Monday, February 16, 2009

Watercolor Project - "Adirondack Vista"

I'm starting to schedule some watercolor classes again, as I've been getting quite a few requests for such lately. Most of my students strongly prefer the "forgiving" nature of Oils, so as a consequence, the Oil classes fill about 90% of my teaching schedule. Watercolors tend to scare many of them away, which is a shame, really. Watercolor is interesting and fun to work with in that it doesn't necessarily "stay put" and obey like Oils or Acrylics do. This aspect is also what most beginners find so intimidating. Every medium has it's own set of rules and that goes for W.C., as well. With practice, this seemingly uncontrollable monster can be made to respond to your commands, and though still inherently defiant, it will follow your direction.

Shown here is a simple project that I worked up for an upcoming beginner/intermediate class. I was shooting for a misty, overcast feel which Watercolor lends itself to so nicely.

It will require both wet-in-wet washes and wet-on-dry, so it will be a good lesson in gaining the upper hand with this sometimes unpredictable medium.

Tuesday, February 10, 2009

New Granddaughter

Well, after much wait and anticipation, our new grandchild was born yesterday morning around 10am. LAUREN joins her older brother ALEX ( 2 years ) and will vie for "Poppy" and "Nana's" unwavering desire to spoil them. lol Hey, that's a grandparent's job, right?
I know some of you aren't there yet and it can sound cliche'd, but trust me,....everything they say about being a grandparent is true! There really is nothing else like it!
She weighed in at 9lbs., 7oz., so she's following tradition. ( I was 9lbs. myself )

Thursday, February 5, 2009

Sky Study

One of my very favorite things to paint are dramatic skies. To me, there's nothing more interesting , challenging and rewarding, if done convincingly. The fact that the sky never looks the same way twice lends limitless opportunities to portray it's ever-changing moods. In my view, the sky is like the backdrop for a stage play. It influences everything around it by setting the tone and theme of what is to come. No matter how beautiful your foreground elements are, they will only be as strong as your sky. It's like building a house on a weak foundation. Trouble can only follow.

I get many, many comments and compliments on my "skies", both from students and from clients. When that happens, I feel that I've accomplished my goal with that particular piece, taking the viewer to that specific time and place.

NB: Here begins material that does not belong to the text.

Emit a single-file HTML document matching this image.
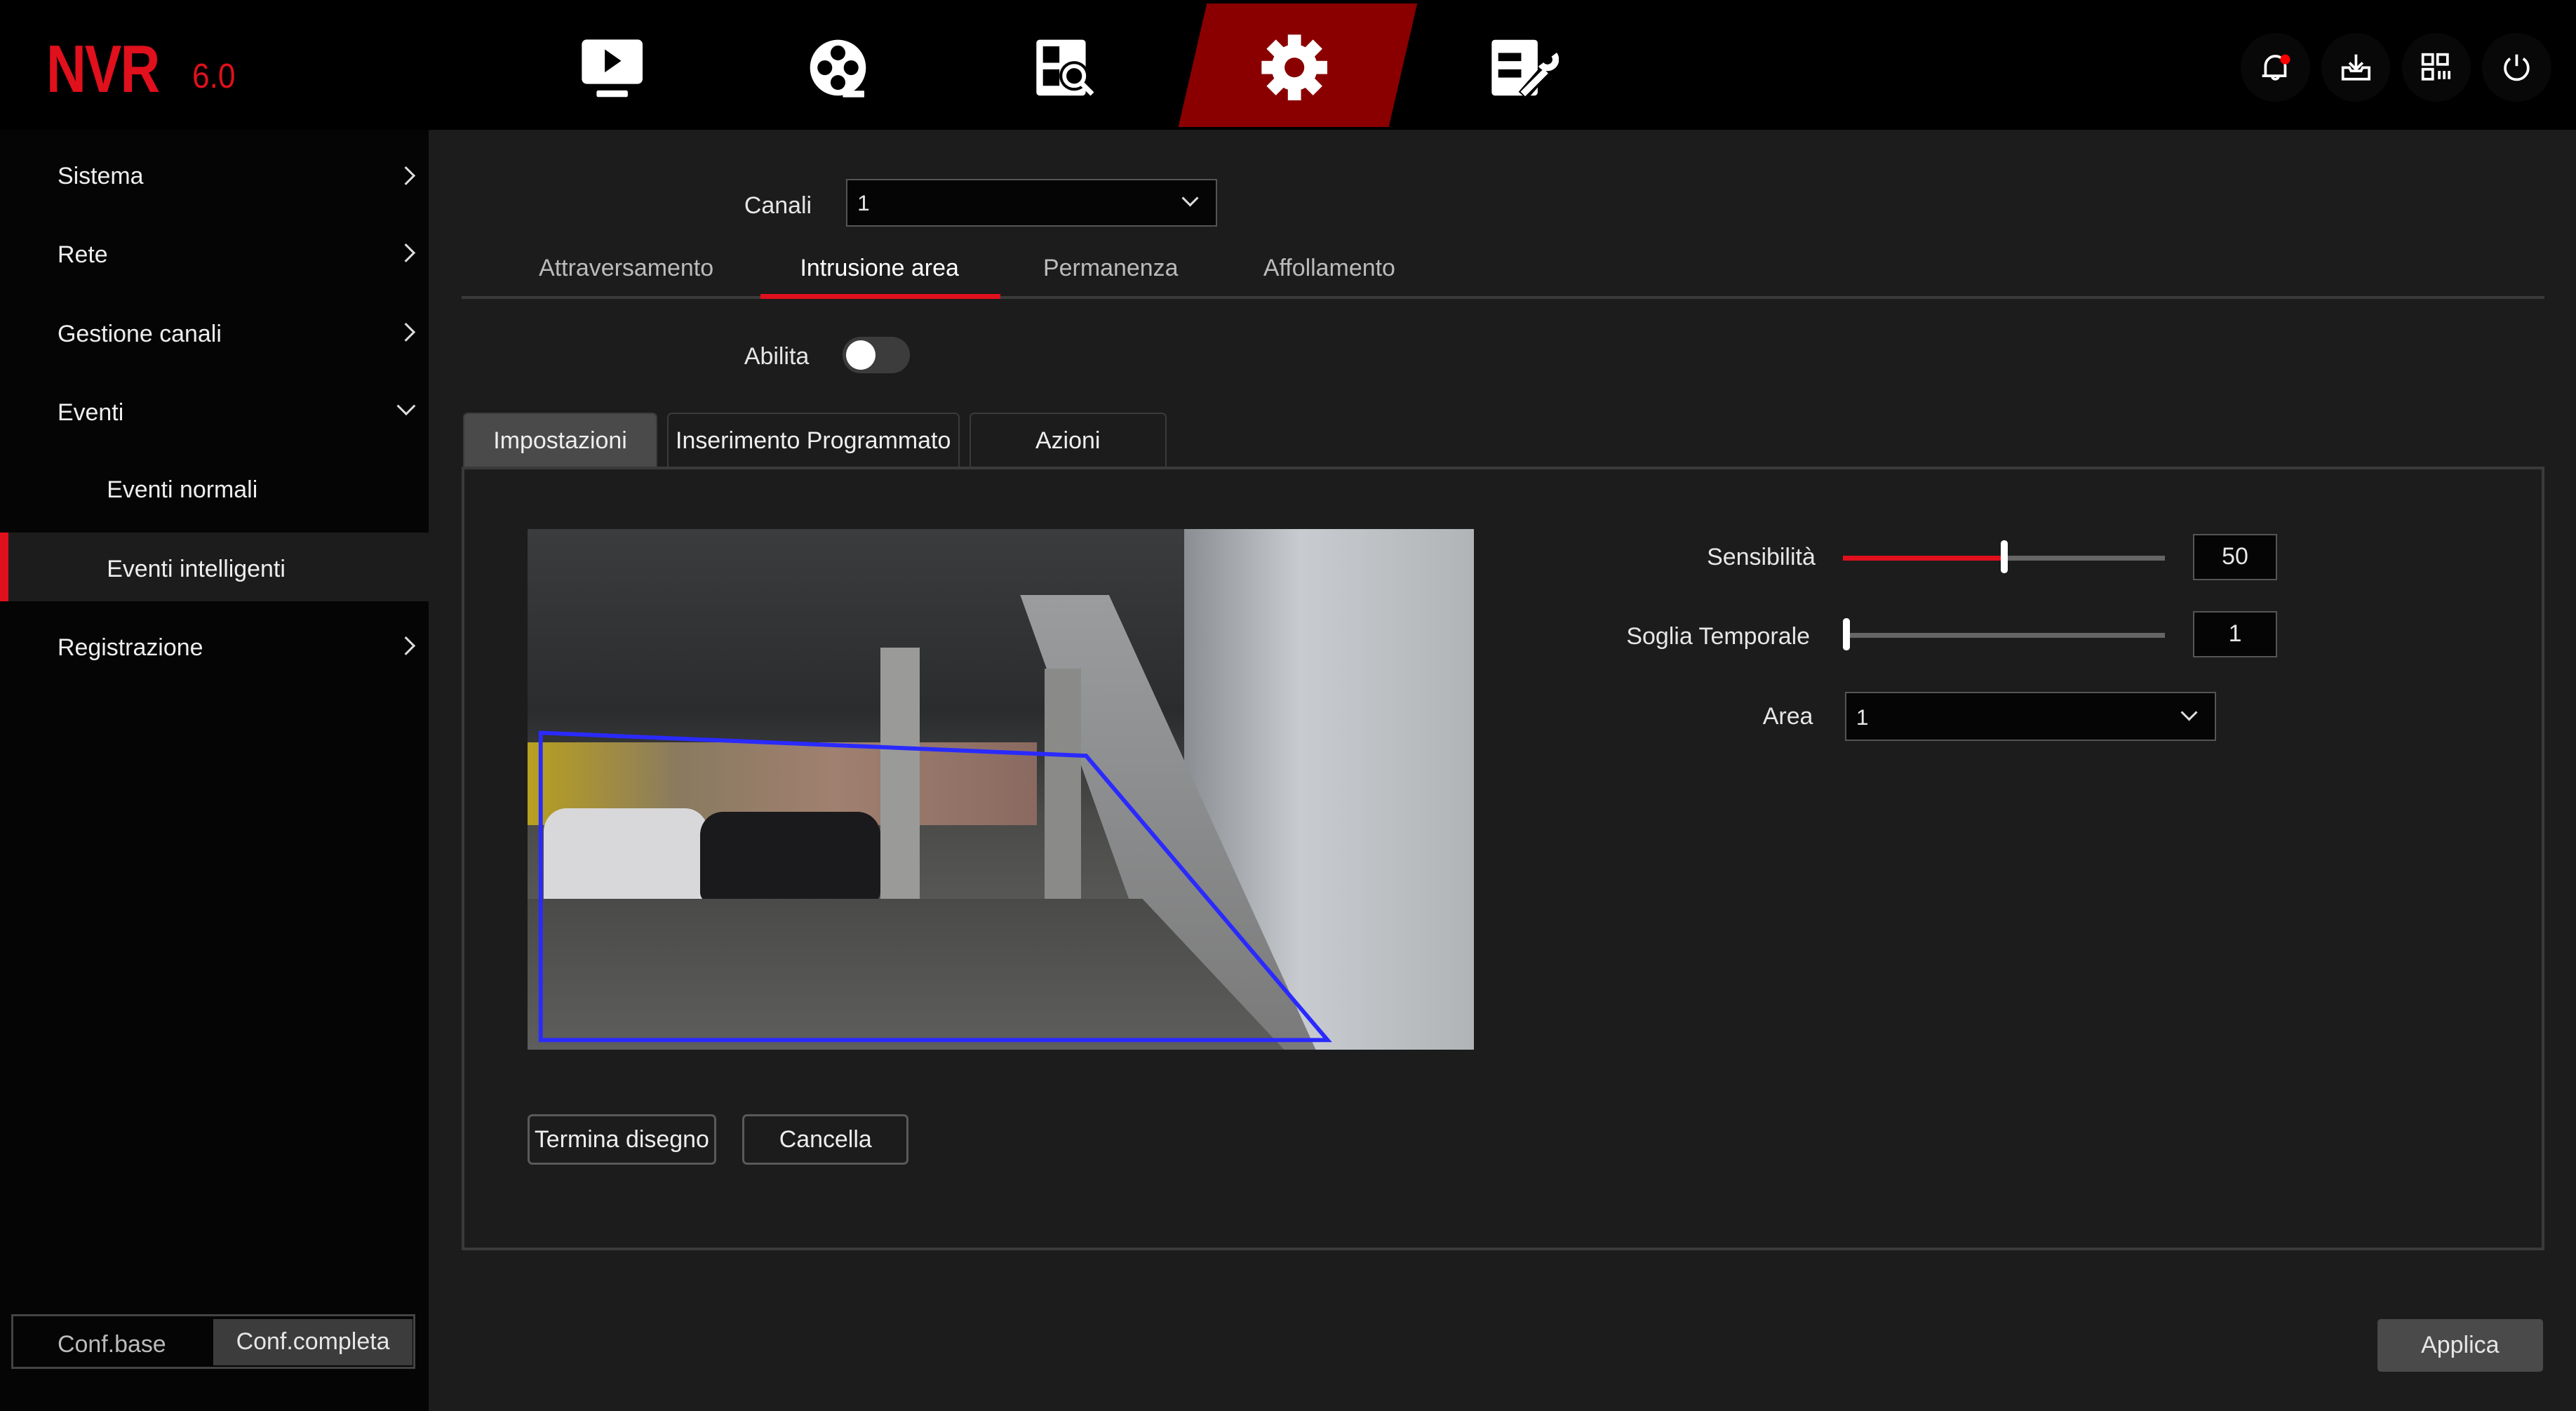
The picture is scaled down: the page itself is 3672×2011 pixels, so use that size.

This one is in Oil and was started a few days ago and allowed to dry, which allowed the "sunbeams" to be rendered more transparently, and thus more realistically. I used the tip of a palette knife to apply the "silver lining", which works great for that effect.

Sunday, February 1, 2009

Ocean Wave Lesson

One of my loyal "blog followers" has asked about rendering "moving" water, so I sat down for a few minutes this morning and put together this demonstration. I broke this down into progressive steps, which will make it all easier to digest. There's actually a lot going on here, so doing it in a logical sequence is by far the easiest way to approach it. I put this on a black background simply for better clarity and contrast ( just for the sake of the lesson ), but you would obviously use lighter, more appropriate background colors to match the particular scene you're conveying.
Photo #1 - Sketch/Layout/ Placement of the wave shape
Photo #2 - Basing in the bulk of the wave trough. Notice that the direction of the wave is already apparent in this early stage. This is of the utmost importance. Waves move in a "corkscrew" motion and they can flow to the right or the left ( that is up to you ), but they require movement!! Also, note the lighter "eye" at the peak of the wave which lends a somewhat translucent quality. It's a MUST!!
Photo #3 - Adding the "dump" of the wave ( see it crashing over? ) and the "shadowed foam" along the crest.
Photo #4 - Highlighted ( white ) foam was added on the top of the shadowed portions. Think of your light direction and don't just outline the whole thing. That's boring and mundane. It's much more dramatic ( and realistic ) to add a touch here and a touch there. Some "spatter" ( thinned white on a Fan brush ) really makes the water move and churn. Foam patterns ( wave lines ) were added with a Scrpit brush and thin paint, first in a shadow tone ( blue and white ), then highlighted with white alone. These must follow the established wave direction.
For this demo, I used only a Fan brush and Script Liner. Colors used were Cobalt Blue, Permanent Green Light, Cadmium Yellow Pale Hue, Van Dyke Brown and Titanium White.
I hope this helps anyone wishing to improve their water painting skills.